Code Compliance Officer Tammy Thibert discovered the problems while performing her duties and issued a “notice to correct” Sept. 15, 2011, giving the owner 30 days to take action to make repairs. On Oct. 18, 2011, with no action taken, Thibert issued a notice of intent to issue citations if action was not taken in 30 days.
Dilapidated conditions can impact the value of neighboring homes, and not having protective treatments such as paint on the home eventually compromises the structural integrity of the home or garage, Thibert said.
On Nov. 21, 2011, Thibert issued three citations for failure to obtain a permit for the stove, failure to repair protective surfaces and failure to repair or remove a dilapidated garage.
After citations were issued, the property owner reached an agreement with Prell in mid-December through his attorney. He entered a no contest plea on the charge of failure to repair protective treatment and the charge related to the garage was held open until May 18, 2012, to give time to repair or remove the garage. The third citation was dismissed.
Curtiss described the agreement as making “a deal with the Devil (in this case City Attorney Prell).”
The mayor made apologies to city staff for the “disparaging and what I believe to be slanderous comments” made by Curtiss.
Hagen called on Curtiss to retrace his steps and collect fliers that were distributed; however, Curtiss declined to state whether he had.
Hagen advised staff he supports their efforts on behalf of the well-being of the community.
“In carrying out such responsibilities and enforcing the ordinances, law and codes, it needs to be known by all that the Mayor’s Office not only supports you, but also will not curry to or favor any insertion of political or other wranglings that would interfere with your ability to carry out the responsibilities …,” Hagen wrote in an email to staff.
“We only enforce what we are told to enforce,” said Port and Planning Director Jason Serck. He said enforcing the city’s property maintenance code comes down to protecting public safety.
A citizen task force developed the city’s maintenance code more than a decade ago to address the city’s aging housing stock, one of the oldest in the nation.
“Our biggest task right now is working on some of our housing issues,” Serck said. He said part of that multi-pronged strategy, which includes development of new housing, is to enforce the city’s maintenance code.
According to the flier, the property owner planned to use proceeds from the sale of another property to make repairs to his Itasca neighborhood home once an unrelated court case was settled.
“He could have contacted me at any time and explained his situation,” Thibert said. “I would have definitely worked with him, but he still would have needed to make progress in order for me to cease writing further citations.”
When the deadline came and went with no action taken to repair the property, the city began issuing citations weekly in an effort to gain compliance, according to building inspection records.
On May 30, the city started issuing two citations every week for the dilapidated garage and peeling paint on the house.

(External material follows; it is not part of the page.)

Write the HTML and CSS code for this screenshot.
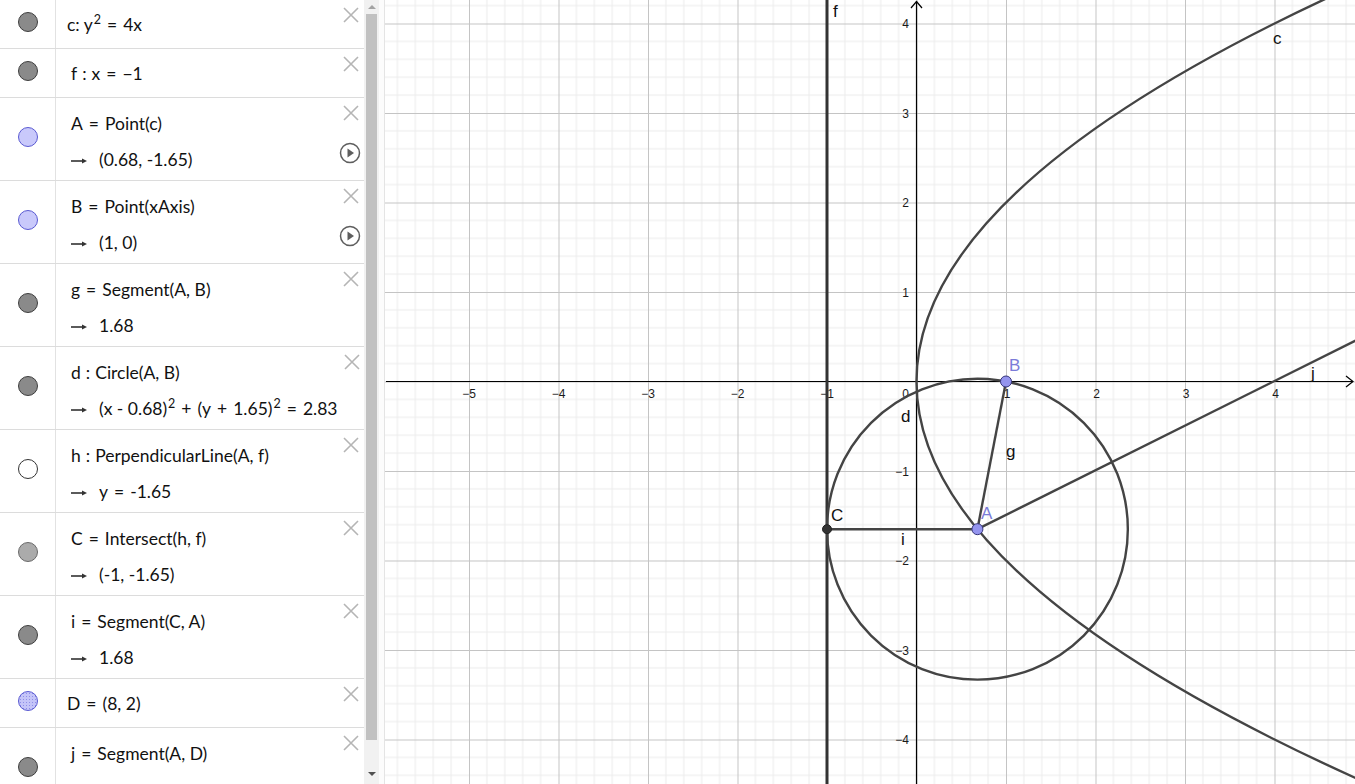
FILE: index.html
```html
<!DOCTYPE html>
<html>
<head>
<meta charset="utf-8">
<link rel="stylesheet" href="styles.css">
</head>
<body>
<div class="app">
  <aside class="algebra">
    <div class="list">
      <div class="row single">
        <div class="marker"><span class="dot gray"></span></div>
        <div class="content tight"><div class="line">c: y<sup>2</sup><span class="op">=</span>4x</div></div>
        <div class="actions"><svg class="close" viewBox="0 0 16 16"><path d="M1 1L15 15M15 1L1 15"/></svg></div>
      </div>
      <div class="row single">
        <div class="marker"><span class="dot gray"></span></div>
        <div class="content"><div class="line">f<span class="op col">:</span>x<span class="op">=</span>−1</div></div>
        <div class="actions"><svg class="close" viewBox="0 0 16 16"><path d="M1 1L15 15M15 1L1 15"/></svg></div>
      </div>
      <div class="row double">
        <div class="marker"><span class="dot point"></span></div>
        <div class="content"><div class="line">A<span class="op">=</span>Point(c)</div><div class="line"><svg class="arrow" viewBox="0 0 16 8"><path d="M0 4H12"/><path class="head" d="M11 1.5L16 4L11 6.5Z"/></svg>(0.68, -1.65)</div></div>
        <div class="actions"><svg class="close" viewBox="0 0 16 16"><path d="M1 1L15 15M15 1L1 15"/></svg><svg class="play" viewBox="0 0 22 22"><circle cx="11" cy="11" r="9.5"/><path d="M8.5 6.5L15 11L8.5 15.5Z"/></svg></div>
      </div>
      <div class="row double">
        <div class="marker"><span class="dot point"></span></div>
        <div class="content"><div class="line">B<span class="op">=</span>Point(xAxis)</div><div class="line"><svg class="arrow" viewBox="0 0 16 8"><path d="M0 4H12"/><path class="head" d="M11 1.5L16 4L11 6.5Z"/></svg>(1, 0)</div></div>
        <div class="actions"><svg class="close" viewBox="0 0 16 16"><path d="M1 1L15 15M15 1L1 15"/></svg><svg class="play" viewBox="0 0 22 22"><circle cx="11" cy="11" r="9.5"/><path d="M8.5 6.5L15 11L8.5 15.5Z"/></svg></div>
      </div>
      <div class="row double">
        <div class="marker"><span class="dot gray"></span></div>
        <div class="content"><div class="line">g<span class="op">=</span>Segment(A, B)</div><div class="line"><svg class="arrow" viewBox="0 0 16 8"><path d="M0 4H12"/><path class="head" d="M11 1.5L16 4L11 6.5Z"/></svg>1.68</div></div>
        <div class="actions"><svg class="close" viewBox="0 0 16 16"><path d="M1 1L15 15M15 1L1 15"/></svg></div>
      </div>
      <div class="row double">
        <div class="marker"><span class="dot gray"></span></div>
        <div class="content"><div class="line">d<span class="op col">:</span>Circle(A, B)</div><div class="line"><svg class="arrow" viewBox="0 0 16 8"><path d="M0 4H12"/><path class="head" d="M11 1.5L16 4L11 6.5Z"/></svg>(x - 0.68)<sup>2</sup><span class="op">+</span>(y<span class="op">+</span>1.65)<sup>2</sup><span class="op">=</span>2.83</div></div>
        <div class="actions"><svg class="close" viewBox="0 0 16 16"><path d="M1 1L15 15M15 1L1 15"/></svg></div>
      </div>
      <div class="row double">
        <div class="marker"><span class="dot empty"></span></div>
        <div class="content"><div class="line">h<span class="op col">:</span>PerpendicularLine(A, f)</div><div class="line"><svg class="arrow" viewBox="0 0 16 8"><path d="M0 4H12"/><path class="head" d="M11 1.5L16 4L11 6.5Z"/></svg>y<span class="op">=</span>-1.65</div></div>
        <div class="actions"><svg class="close" viewBox="0 0 16 16"><path d="M1 1L15 15M15 1L1 15"/></svg></div>
      </div>
      <div class="row double">
        <div class="marker"><span class="dot light"></span></div>
        <div class="content"><div class="line">C<span class="op">=</span>Intersect(h, f)</div><div class="line"><svg class="arrow" viewBox="0 0 16 8"><path d="M0 4H12"/><path class="head" d="M11 1.5L16 4L11 6.5Z"/></svg>(-1, -1.65)</div></div>
        <div class="actions"><svg class="close" viewBox="0 0 16 16"><path d="M1 1L15 15M15 1L1 15"/></svg></div>
      </div>
      <div class="row double">
        <div class="marker"><span class="dot gray"></span></div>
        <div class="content"><div class="line">i<span class="op">=</span>Segment(C, A)</div><div class="line"><svg class="arrow" viewBox="0 0 16 8"><path d="M0 4H12"/><path class="head" d="M11 1.5L16 4L11 6.5Z"/></svg>1.68</div></div>
        <div class="actions"><svg class="close" viewBox="0 0 16 16"><path d="M1 1L15 15M15 1L1 15"/></svg></div>
      </div>
      <div class="row single">
        <div class="marker"><span class="dot dotted"></span></div>
        <div class="content tight"><div class="line">D<span class="op">=</span>(8, 2)</div></div>
        <div class="actions"><svg class="close" viewBox="0 0 16 16"><path d="M1 1L15 15M15 1L1 15"/></svg></div>
      </div>
      <div class="row double">
        <div class="marker"><span class="dot gray"></span></div>
        <div class="content"><div class="line">j<span class="op">=</span>Segment(A, D)</div></div>
        <div class="actions"><svg class="close" viewBox="0 0 16 16"><path d="M1 1L15 15M15 1L1 15"/></svg></div>
      </div>
    </div>
    <div class="scrollbar">
      <span class="sarrow up"></span>
      <div class="thumb"></div>
      <span class="sarrow down"></span>
    </div>
    <div class="splitter"></div>
  </aside>
  <main class="graphics">
    <svg class="plot" width="970" height="784" viewBox="385 0 970 784">
      <defs>
        <pattern id="grid" patternUnits="userSpaceOnUse" x="916.5" y="381.5" width="89.5" height="89.5">
          <path class="minor" d="M17.9 0V89.5M35.8 0V89.5M53.7 0V89.5M71.6 0V89.5M0 17.9H89.5M0 35.8H89.5M0 53.7H89.5M0 71.6H89.5"/>
          <path class="major" d="M0.5 0V89.5M0 0.5H89.5"/>
        </pattern>
        <clipPath id="clip"><rect x="385" y="0" width="970" height="784"/></clipPath>
      </defs>
      <rect x="385" y="0" width="970" height="784" fill="#fff"/>
      <rect x="385" y="0" width="970" height="784" fill="url(#grid)"/>
      <g class="axes">
        <path d="M386 381.5H1353"/>
        <path d="M916.5 784V1.5"/>
        <path class="tip" d="M1346 376L1353 381.5L1346 387"/>
        <path class="tip" d="M911 8L916.5 1.5L922 8"/>
      </g>
      <g class="ticks">
        <text x="469" y="398" text-anchor="middle">−5</text>
        <text x="558.5" y="398" text-anchor="middle">−4</text>
        <text x="648" y="398" text-anchor="middle">−3</text>
        <text x="737.5" y="398" text-anchor="middle">−2</text>
        <text x="827" y="398" text-anchor="middle">−1</text>
        <text x="909" y="398" text-anchor="end">0</text>
        <text x="1007" y="398" text-anchor="middle">1</text>
        <text x="1096.5" y="398" text-anchor="middle">2</text>
        <text x="1186" y="398" text-anchor="middle">3</text>
        <text x="1275.5" y="398" text-anchor="middle">4</text>
        <text x="909" y="28" text-anchor="end">4</text>
        <text x="909" y="117.5" text-anchor="end">3</text>
        <text x="909" y="207" text-anchor="end">2</text>
        <text x="909" y="296.5" text-anchor="end">1</text>
        <text x="909" y="475.5" text-anchor="end">−1</text>
        <text x="909" y="565" text-anchor="end">−2</text>
        <text x="909" y="654.5" text-anchor="end">−3</text>
        <text x="909" y="744" text-anchor="end">−4</text>
      </g>
      <g class="curves" clip-path="url(#clip)">
        <path class="thick" d="M827 0V784"/>
        <path d="M1389.96 -30.2Q443.05 381.5 1389.96 793.2"/>
        <circle cx="977.42" cy="529.18" r="150.42"/>
        <path d="M977.42 529.18L1006 381.5"/>
        <path d="M827 529.18H977.42"/>
        <path d="M977.42 529.18L1632.5 202.5"/>
      </g>
      <g class="points">
        <circle class="dark" cx="827" cy="529.18" r="4.5"/>
        <circle class="free" cx="977.42" cy="529.18" r="5.5"/>
        <circle class="free" cx="1006" cy="381.5" r="5.5"/>
      </g>
      <g class="labels">
        <text x="833" y="17">f</text>
        <text x="1273" y="44">c</text>
        <text x="1311" y="379">j</text>
        <text x="901" y="422">d</text>
        <text x="1006" y="457">g</text>
        <text x="901" y="545">i</text>
        <text x="831" y="521">C</text>
        <text class="blue" x="981" y="519">A</text>
        <text class="blue" x="1009" y="371">B</text>
      </g>
    </svg>
  </main>
</div>
</body>
</html>
```

FILE: styles.css
```css
html, body {
  margin: 0;
  padding: 0;
  background: #fff;
  overflow: hidden;
}

.app {
  display: flex;
  width: 1355px;
  height: 784px;
  overflow: hidden;
}

.algebra {
  display: flex;
  width: 385px;
  flex: 0 0 385px;
  height: 784px;
  overflow: hidden;
  background: #fff;
}

.list {
  width: 364px;
  flex: 0 0 364px;
  display: flex;
  flex-direction: column;
}

.row {
  display: grid;
  grid-template-columns: 56px 1fr 28px;
  box-sizing: border-box;
  border-bottom: 1px solid #dcdcdc;
  flex: 0 0 auto;
}

.row.single { height: 49px; }
.row.double { height: 83px; }

.marker {
  border-right: 1px solid #e2e2e2;
  display: flex;
  align-items: center;
  justify-content: center;
  padding-bottom: 4px;
  padding-left: 1px;
}

.dot {
  display: block;
  width: 20px;
  height: 20px;
  border-radius: 50%;
  box-sizing: border-box;
  border: 1px solid #3e3e3e;
  background: #8a8a8a;
}

.dot.point {
  background: #c9c9fb;
  border-color: #5a5ad2;
}

.dot.dotted {
  background-color: #c4c4f8;
  background-image: radial-gradient(circle, #8f8fe8 0.7px, transparent 0.9px);
  background-size: 3px 3px;
  border-color: #5a5ad2;
}

.dot.empty {
  background: #fff;
  border-color: #333;
}

.dot.light {
  background: #ababab;
  border-color: #6a6a6a;
}

.content {
  padding: 8px 0 0 15px;
  font-family: Lato, "Liberation Sans", sans-serif;
  font-size: 17.5px;
  color: #111;
  white-space: nowrap;
}

.row.single .content { padding-top: 7px; }
.content.tight { padding-left: 11px; }

.line {
  height: 36px;
  line-height: 36px;
  overflow: visible;
}

.line sup {
  font-size: 12.5px;
  line-height: 0;
  vertical-align: 7px;
  margin-left: 1px;
}

.op {
  margin: 0 6px;
}
.op.col {
  margin: 0 5px;
}

.arrow {
  display: inline-block;
  vertical-align: middle;
  width: 16px;
  height: 8px;
  margin-right: 12px;
  margin-top: -2px;
}
.arrow path {
  stroke: #333;
  stroke-width: 1.6;
  fill: none;
}
.arrow path.head {
  fill: #333;
  stroke: none;
}

.actions {
  display: flex;
  flex-direction: column;
  align-items: center;
  padding-top: 7px;
}

.close {
  width: 16px;
  height: 16px;
  margin-left: 1px;
}
.close path {
  stroke: #b5b5b5;
  stroke-width: 1.6;
  fill: none;
}

.play {
  width: 22px;
  height: 22px;
  margin-top: 21px;
}
.play circle {
  fill: none;
  stroke: #5e5e5e;
  stroke-width: 1.5;
}
.play path {
  fill: #5e5e5e;
}

.scrollbar {
  width: 15px;
  flex: 0 0 15px;
  background: #f1f1f1;
  display: flex;
  flex-direction: column;
  align-items: center;
}

.sarrow {
  display: block;
  width: 0;
  height: 0;
  border-left: 4px solid transparent;
  border-right: 4px solid transparent;
}
.sarrow.up {
  border-bottom: 4px solid #a3a3a3;
  margin-top: 5px;
  margin-bottom: 5px;
}
.sarrow.down {
  border-top: 4px solid #505050;
  margin-top: 32px;
}

.thumb {
  width: 11px;
  height: 726px;
  background: #c1c1c1;
}

.splitter {
  width: 6px;
  flex: 0 0 6px;
  background: #fcfcfc;
  border-right: 1px solid #e4e4e4;
  box-sizing: border-box;
}

.graphics {
  width: 970px;
  flex: 0 0 970px;
  height: 784px;
}

.plot { display: block; }

.minor {
  stroke: #ececec;
  stroke-width: 1;
  fill: none;
}
.major {
  stroke: #c4c4c4;
  stroke-width: 1;
  fill: none;
}

.axes path {
  stroke: #000;
  stroke-width: 1.2;
  fill: none;
}

.ticks text {
  font-family: "Liberation Sans", Arial, sans-serif;
  font-size: 12px;
  fill: #1a1a1a;
}

.curves path,
.curves circle {
  stroke: #444;
  stroke-width: 2.4;
  fill: none;
}
.curves path.thick {
  stroke: #333;
  stroke-width: 3;
}

.points circle.free {
  fill: #9494ee;
  stroke: #35357a;
  stroke-width: 1;
}
.points circle.dark {
  fill: #333;
  stroke: #222;
  stroke-width: 1;
}

.labels text {
  font-family: "Liberation Sans", Arial, sans-serif;
  font-size: 17px;
  fill: #111;
}
.labels text.blue {
  fill: #7b7bd8;
}
```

“I truly believe two citations a week were in excess,” Curtiss said. “I place most of this squarely on the shoulders of the City Attorney.”
However, under city code, each day an offense continues after due notice is given, it is a separate offense, and citations can be issued daily.

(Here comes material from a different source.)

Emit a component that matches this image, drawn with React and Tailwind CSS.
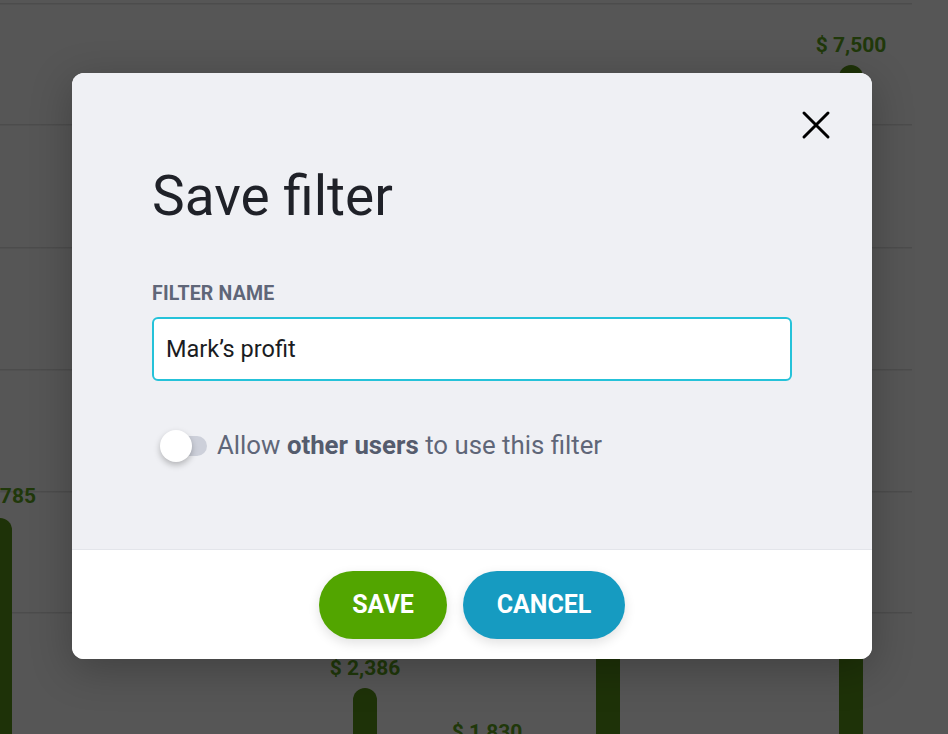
import React, { useState } from 'react';

const GRID_LINES = [3, 124, 247, 369, 491, 612];

const BARS = [
  { x: -12, top: 518, label: '$ 1,785', lx: 36, ly: 503, anchor: 'end' },
  { x: 353, top: 688, label: '$ 2,386', lx: 365, ly: 675, anchor: 'middle' },
  { x: 596, top: 300, label: null },
  { x: 839, top: 65, label: '$ 7,500', lx: 851, ly: 52, anchor: 'middle' },
];

// dimmed chart that sits behind the dialog
const BackdropChart = () => (
  <svg className="absolute inset-0" width="948" height="734" viewBox="0 0 948 734">
    {GRID_LINES.map((y) => (
      <rect key={y} x="0" y={y} width="912" height="1.5" fill="#4c4c4c" />
    ))}
    {BARS.map((b, i) => (
      <g key={i}>
        <rect x={b.x} y={b.top} width="24" height={800 - b.top} rx="12" fill="#1e3208" />
        {b.label && (
          <text
            x={b.lx}
            y={b.ly}
            textAnchor={b.anchor}
            fontFamily="Roboto, sans-serif"
            fontWeight="700"
            fontSize="21"
            fill="#20380a"
          >
            {b.label}
          </text>
        )}
      </g>
    ))}
    <text x="487" y="739" textAnchor="middle" fontFamily="Roboto, sans-serif" fontWeight="700" fontSize="21" fill="#20380a">
      $ 1,830
    </text>
  </svg>
);

const Toggle = ({ on, onChange }) => (
  <button
    type="button"
    onClick={() => onChange(!on)}
    className="relative flex h-8 w-[48px] items-center"
  >
    <span className="ml-[5px] h-[20px] w-[42px] rounded-full bg-[#cdd0da]" />
    <span
      className={`absolute top-0 h-8 w-8 rounded-full bg-white shadow-[0_3px_6px_rgba(0,0,0,0.25)] ${
        on ? 'left-[16px]' : 'left-0'
      }`}
    />
  </button>
);

export default function App() {
  const [name, setName] = useState('Mark’s profit');
  const [shared, setShared] = useState(false);

  return (
    <div
      className="relative h-[734px] w-[948px] overflow-hidden bg-[#565656]"
      style={{ fontFamily: 'Roboto, "Liberation Sans", sans-serif' }}
    >
      <BackdropChart />

      <div className="absolute left-[72px] top-[73px] flex h-[586px] w-[800px] flex-col overflow-hidden rounded-[12px] bg-white shadow-[0_10px_40px_rgba(0,0,0,0.25)]">
        <div className="relative flex-1 border-b border-[#e3e5ea] bg-[#eff0f4] pl-[80px] pr-[80px] pt-[96px]">
          <button type="button" className="absolute right-[40px] top-[36px] flex h-8 w-8 items-center justify-center">
            <svg width="30" height="30" viewBox="0 0 30 30">
              <path d="M3 3 L27 27 M27 3 L3 27" stroke="#000" strokeWidth="3" strokeLinecap="round" />
            </svg>
          </button>

          <h1 className="text-[55px] font-normal leading-none text-[#1f2128]">Save filter</h1>

          <label className="mt-[60px] block text-[19.5px] font-bold leading-none tracking-[0.2px] text-[#5f6678]">
            FILTER NAME
          </label>

          <input
            value={name}
            onChange={(e) => setName(e.target.value)}
            className="mt-[13px] block h-[64px] w-[640px] rounded-[6px] border-2 border-[#25c2d9] bg-white pl-[12px] text-[23.5px] text-[#1a1c22] outline-none"
          />

          <div className="mt-[49px] flex items-center gap-[9px] pl-[8px]">
            <Toggle on={shared} onChange={setShared} />
            <span className="text-[25.8px] leading-none text-[#5f6678]">
              Allow <span className="font-bold text-[#555c6d]">other users</span> to use this filter
            </span>
          </div>
        </div>

        <div className="flex h-[109px] items-center justify-center gap-4 bg-white">
          <button
            type="button"
            className="h-[68px] w-[128px] rounded-full bg-[#52a500] text-[25px] font-bold text-white shadow-[0_4px_12px_rgba(0,0,0,0.12)]"
          >
            SAVE
          </button>
          <button
            type="button"
            className="h-[68px] w-[162px] rounded-full bg-[#169bc1] text-[25px] font-bold text-white shadow-[0_4px_12px_rgba(0,0,0,0.12)]"
          >
            CANCEL
          </button>
        </div>
      </div>
    </div>
  );
}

In fact, the last two citations — six in total — were issued June 14, a week before the property owner took out a permit to raze the garage and nearly two weeks before building inspection records indicate work had started to repaint the house.

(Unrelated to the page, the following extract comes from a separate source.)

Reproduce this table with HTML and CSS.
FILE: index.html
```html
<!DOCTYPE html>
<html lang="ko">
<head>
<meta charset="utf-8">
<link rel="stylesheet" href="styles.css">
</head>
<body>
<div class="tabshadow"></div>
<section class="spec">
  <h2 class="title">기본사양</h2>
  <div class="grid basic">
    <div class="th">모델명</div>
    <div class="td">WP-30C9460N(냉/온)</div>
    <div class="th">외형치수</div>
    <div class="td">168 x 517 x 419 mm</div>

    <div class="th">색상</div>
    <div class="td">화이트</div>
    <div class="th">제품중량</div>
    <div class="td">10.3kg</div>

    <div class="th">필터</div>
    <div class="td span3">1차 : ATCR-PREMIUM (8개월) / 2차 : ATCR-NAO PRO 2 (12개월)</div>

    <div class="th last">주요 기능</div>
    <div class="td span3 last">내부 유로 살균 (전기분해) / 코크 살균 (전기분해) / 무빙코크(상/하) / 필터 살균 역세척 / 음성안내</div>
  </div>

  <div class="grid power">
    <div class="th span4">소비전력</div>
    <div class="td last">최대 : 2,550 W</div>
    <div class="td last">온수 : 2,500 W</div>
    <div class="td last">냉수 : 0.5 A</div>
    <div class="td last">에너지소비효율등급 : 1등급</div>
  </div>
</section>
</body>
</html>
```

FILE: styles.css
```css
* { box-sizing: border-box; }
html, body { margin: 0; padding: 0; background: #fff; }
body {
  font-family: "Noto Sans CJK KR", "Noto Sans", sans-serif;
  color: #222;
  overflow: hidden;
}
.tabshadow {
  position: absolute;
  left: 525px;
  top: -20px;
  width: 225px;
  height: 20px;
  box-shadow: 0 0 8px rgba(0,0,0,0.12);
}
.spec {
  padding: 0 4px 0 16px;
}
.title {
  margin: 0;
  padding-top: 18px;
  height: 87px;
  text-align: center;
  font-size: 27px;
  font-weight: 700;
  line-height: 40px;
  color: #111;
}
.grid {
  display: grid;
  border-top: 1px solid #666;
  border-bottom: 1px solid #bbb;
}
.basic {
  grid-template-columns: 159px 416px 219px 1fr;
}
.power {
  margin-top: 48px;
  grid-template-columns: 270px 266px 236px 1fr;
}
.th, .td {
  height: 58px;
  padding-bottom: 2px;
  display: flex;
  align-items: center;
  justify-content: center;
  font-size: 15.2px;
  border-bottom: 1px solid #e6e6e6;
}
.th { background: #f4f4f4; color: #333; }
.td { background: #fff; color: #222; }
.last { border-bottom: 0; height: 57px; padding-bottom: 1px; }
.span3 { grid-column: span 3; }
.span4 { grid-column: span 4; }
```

On July 24, the city attorney and property owner reached an agreement concerning the six citations issued in May and June. While the owner pleaded guilty to all six citations, the agreement provided an incentive schedule in which all fines would be forgiven if work was completed and passed inspection by Sept. 5.
The fine schedule was designed to encourage the property owner to bring the property in compliance, Prell said.
With the work complete in early August, Prell asked the court to assess no fines for the six citations issued in May and June, and he sought to have the citation issued in November vacated, forgiving more than $2,100 in fines.
Prell remained dumbfounded as to what he might have done to evoke the criticism from Curtiss. While the candidate routinely attends city meetings, Prell said he’d only had one encounter with Curtiss in the last year, and that was an awkward but amicable conversation compelled by Curtiss falling behind in his property taxes.
Curtiss is working to get caught up, according to records available on the County Treasurer’s website. Since December, he has caught up on his 2011 taxes. He is working to catch up on his 2012 taxes.
“Due to a long-term illness that has prohibited me from working regularly … I struggle with my monthly obligations, Curtiss said.